⟨

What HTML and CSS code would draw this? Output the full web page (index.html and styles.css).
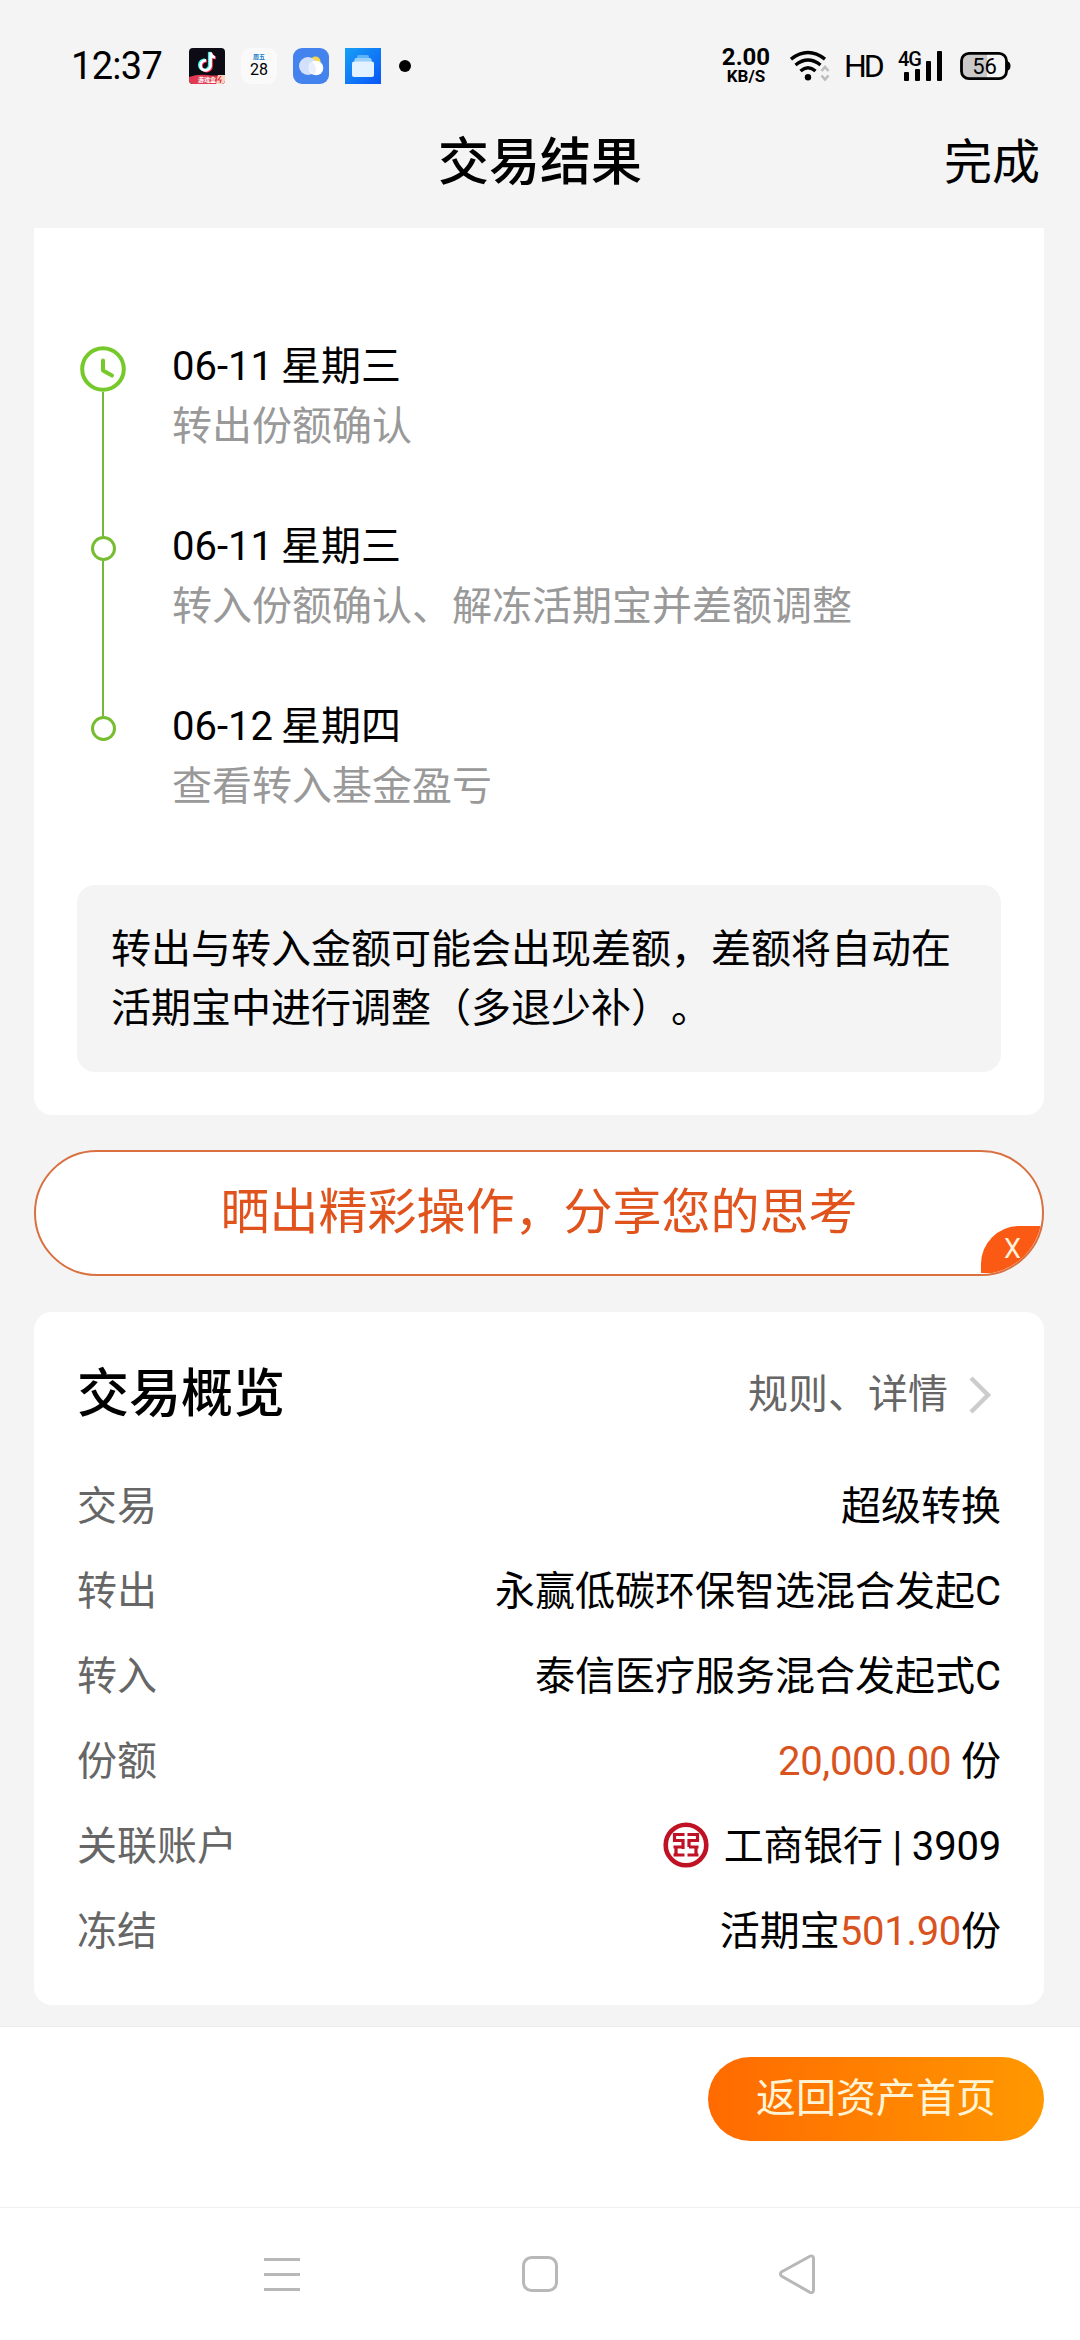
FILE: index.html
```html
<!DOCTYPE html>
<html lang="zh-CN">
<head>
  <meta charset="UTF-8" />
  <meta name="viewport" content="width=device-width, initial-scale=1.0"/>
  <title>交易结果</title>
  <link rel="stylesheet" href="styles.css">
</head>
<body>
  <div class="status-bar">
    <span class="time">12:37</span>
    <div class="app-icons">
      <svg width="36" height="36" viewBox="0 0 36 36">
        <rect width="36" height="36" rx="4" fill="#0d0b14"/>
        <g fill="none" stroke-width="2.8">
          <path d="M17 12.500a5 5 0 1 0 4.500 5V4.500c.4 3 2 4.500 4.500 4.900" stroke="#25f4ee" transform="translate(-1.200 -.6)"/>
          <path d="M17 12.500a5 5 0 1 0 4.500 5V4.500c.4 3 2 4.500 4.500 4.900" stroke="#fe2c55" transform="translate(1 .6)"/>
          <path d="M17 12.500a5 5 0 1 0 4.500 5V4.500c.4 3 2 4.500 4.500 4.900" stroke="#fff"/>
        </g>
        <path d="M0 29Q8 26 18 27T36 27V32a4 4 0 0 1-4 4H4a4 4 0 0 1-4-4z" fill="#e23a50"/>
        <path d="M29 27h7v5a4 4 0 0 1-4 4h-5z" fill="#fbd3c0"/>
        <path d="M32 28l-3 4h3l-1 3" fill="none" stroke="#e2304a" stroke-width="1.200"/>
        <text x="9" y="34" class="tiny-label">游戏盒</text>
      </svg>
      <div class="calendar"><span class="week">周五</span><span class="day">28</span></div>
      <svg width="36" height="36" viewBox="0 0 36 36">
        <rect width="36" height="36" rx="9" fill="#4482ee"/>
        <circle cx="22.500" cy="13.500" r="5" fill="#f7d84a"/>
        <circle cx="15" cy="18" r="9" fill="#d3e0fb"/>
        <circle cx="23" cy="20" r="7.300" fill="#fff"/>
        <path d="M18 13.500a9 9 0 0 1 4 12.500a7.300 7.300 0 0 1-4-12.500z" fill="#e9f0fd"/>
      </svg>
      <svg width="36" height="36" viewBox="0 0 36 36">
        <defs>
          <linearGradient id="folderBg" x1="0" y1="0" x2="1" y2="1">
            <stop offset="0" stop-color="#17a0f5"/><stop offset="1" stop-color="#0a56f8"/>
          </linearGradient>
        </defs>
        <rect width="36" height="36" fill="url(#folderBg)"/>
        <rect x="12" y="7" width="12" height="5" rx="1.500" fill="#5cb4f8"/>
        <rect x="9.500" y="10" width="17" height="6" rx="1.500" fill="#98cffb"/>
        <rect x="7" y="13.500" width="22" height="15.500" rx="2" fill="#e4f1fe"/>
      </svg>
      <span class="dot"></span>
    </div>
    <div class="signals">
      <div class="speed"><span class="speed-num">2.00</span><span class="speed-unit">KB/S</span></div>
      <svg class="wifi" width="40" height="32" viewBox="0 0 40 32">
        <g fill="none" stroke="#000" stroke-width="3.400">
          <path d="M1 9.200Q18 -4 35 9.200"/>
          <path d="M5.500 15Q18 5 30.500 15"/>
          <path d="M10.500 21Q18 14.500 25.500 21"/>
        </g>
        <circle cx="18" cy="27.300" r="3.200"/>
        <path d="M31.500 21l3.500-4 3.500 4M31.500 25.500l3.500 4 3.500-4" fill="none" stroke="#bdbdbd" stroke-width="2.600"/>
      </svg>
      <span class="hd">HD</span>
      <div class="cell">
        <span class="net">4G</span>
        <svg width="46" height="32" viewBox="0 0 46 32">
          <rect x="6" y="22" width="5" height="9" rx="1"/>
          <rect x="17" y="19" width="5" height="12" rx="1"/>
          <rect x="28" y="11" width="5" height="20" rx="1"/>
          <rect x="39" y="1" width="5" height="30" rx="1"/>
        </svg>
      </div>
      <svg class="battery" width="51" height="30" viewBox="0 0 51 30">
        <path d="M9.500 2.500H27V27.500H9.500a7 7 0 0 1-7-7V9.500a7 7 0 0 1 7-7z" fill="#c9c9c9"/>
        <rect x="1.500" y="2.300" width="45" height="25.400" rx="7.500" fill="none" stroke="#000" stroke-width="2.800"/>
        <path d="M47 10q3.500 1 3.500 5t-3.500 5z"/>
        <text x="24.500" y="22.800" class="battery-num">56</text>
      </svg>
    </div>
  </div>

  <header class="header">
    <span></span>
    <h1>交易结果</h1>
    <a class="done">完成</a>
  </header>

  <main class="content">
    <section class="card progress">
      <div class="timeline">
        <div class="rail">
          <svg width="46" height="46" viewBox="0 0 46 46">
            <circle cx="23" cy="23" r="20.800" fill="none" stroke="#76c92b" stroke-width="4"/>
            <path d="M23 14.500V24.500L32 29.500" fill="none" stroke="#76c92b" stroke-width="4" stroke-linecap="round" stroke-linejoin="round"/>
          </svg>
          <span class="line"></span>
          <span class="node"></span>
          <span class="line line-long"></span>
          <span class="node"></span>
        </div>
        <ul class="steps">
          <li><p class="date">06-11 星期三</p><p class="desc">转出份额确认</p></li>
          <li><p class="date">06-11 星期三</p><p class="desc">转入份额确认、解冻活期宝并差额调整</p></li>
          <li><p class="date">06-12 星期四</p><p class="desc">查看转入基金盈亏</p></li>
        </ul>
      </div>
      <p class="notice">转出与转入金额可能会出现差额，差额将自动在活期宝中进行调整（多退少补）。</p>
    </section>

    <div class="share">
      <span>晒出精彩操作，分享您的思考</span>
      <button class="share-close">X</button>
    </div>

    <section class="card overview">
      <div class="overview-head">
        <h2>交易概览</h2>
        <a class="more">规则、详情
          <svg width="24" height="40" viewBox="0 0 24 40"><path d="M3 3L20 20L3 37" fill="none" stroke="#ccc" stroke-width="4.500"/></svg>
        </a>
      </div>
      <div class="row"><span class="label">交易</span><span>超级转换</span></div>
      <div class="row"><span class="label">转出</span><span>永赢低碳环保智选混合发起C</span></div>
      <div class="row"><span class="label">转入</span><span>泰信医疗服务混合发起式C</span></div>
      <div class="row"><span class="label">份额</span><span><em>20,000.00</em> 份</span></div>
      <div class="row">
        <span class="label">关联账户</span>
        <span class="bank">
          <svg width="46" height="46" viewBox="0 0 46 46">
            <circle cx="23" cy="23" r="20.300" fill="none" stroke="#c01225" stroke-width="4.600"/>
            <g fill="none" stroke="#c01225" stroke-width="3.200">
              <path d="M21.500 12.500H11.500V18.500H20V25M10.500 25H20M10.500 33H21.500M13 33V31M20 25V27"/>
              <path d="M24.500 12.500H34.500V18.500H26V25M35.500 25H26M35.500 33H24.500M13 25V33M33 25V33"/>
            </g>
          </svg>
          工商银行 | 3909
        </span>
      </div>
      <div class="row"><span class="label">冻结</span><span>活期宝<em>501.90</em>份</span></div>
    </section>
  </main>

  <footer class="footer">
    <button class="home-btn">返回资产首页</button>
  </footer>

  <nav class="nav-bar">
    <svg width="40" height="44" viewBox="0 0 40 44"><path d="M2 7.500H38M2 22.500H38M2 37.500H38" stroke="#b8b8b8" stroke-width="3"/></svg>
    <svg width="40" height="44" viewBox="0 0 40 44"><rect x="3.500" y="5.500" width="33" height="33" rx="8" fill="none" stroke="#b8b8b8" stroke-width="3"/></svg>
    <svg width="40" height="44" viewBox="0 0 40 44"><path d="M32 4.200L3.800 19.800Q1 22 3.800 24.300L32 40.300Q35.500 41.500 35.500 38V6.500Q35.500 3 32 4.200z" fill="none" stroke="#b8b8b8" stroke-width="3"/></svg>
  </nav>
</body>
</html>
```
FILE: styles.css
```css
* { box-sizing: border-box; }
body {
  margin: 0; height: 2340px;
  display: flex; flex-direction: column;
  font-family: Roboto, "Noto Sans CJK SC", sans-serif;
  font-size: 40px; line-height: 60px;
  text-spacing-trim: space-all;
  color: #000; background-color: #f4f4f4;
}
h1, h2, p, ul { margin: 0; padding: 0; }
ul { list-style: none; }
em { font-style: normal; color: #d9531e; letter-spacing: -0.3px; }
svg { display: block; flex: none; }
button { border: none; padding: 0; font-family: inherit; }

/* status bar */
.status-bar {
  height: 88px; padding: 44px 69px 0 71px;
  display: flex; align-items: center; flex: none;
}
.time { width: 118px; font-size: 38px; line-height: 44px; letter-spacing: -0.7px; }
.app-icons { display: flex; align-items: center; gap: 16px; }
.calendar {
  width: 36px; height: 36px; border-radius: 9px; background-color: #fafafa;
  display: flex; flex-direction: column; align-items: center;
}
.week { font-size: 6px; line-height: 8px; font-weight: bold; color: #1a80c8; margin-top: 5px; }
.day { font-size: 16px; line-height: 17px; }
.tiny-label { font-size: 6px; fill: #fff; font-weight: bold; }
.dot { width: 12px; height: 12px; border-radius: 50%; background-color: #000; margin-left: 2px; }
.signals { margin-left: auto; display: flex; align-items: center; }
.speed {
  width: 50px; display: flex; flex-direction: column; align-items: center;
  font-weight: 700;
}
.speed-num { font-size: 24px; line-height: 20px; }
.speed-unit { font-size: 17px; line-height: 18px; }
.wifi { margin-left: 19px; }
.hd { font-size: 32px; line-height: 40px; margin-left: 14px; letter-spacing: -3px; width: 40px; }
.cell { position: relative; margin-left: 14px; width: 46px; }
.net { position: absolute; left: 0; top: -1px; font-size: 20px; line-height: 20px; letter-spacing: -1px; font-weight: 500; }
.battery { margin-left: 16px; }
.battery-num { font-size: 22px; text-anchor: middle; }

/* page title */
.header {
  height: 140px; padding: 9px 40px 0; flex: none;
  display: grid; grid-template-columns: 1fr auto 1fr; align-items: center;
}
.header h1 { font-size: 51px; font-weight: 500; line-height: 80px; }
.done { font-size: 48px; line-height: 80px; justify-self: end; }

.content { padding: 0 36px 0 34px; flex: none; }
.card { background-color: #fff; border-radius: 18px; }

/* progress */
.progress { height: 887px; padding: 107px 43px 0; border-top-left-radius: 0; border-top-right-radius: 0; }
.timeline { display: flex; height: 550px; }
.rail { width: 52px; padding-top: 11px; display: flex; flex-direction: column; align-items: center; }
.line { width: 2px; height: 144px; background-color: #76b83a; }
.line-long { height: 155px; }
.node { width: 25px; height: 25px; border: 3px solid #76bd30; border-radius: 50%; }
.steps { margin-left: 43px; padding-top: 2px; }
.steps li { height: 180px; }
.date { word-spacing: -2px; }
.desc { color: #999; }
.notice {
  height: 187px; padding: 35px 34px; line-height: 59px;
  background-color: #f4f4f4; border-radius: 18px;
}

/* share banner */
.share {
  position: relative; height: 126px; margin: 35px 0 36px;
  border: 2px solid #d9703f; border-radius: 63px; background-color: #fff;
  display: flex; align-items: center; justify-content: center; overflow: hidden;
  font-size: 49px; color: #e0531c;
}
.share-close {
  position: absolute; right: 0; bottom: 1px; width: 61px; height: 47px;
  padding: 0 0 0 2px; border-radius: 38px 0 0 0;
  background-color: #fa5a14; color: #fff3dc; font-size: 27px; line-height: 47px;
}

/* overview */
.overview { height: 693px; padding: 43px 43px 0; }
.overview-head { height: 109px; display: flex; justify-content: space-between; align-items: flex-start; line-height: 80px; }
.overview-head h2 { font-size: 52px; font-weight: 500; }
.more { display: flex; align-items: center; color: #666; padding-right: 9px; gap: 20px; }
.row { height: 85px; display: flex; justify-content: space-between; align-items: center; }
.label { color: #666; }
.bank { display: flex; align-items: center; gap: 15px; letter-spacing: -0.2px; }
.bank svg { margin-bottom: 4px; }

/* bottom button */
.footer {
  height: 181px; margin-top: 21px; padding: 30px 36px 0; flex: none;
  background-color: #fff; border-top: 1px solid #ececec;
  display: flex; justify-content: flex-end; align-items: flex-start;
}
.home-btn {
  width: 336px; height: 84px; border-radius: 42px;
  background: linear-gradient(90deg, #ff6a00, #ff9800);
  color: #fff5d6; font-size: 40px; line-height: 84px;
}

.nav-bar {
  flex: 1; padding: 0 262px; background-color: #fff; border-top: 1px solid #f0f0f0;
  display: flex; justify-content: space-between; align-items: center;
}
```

⟩

Find every line that has "styles" in it, then return those lines.

SOLUTION TO THIS TASK →
What HTML and CSS code would draw this? Output the full web page (index.html and styles.css).
  <link rel="stylesheet" href="styles.css">
FILE: styles.css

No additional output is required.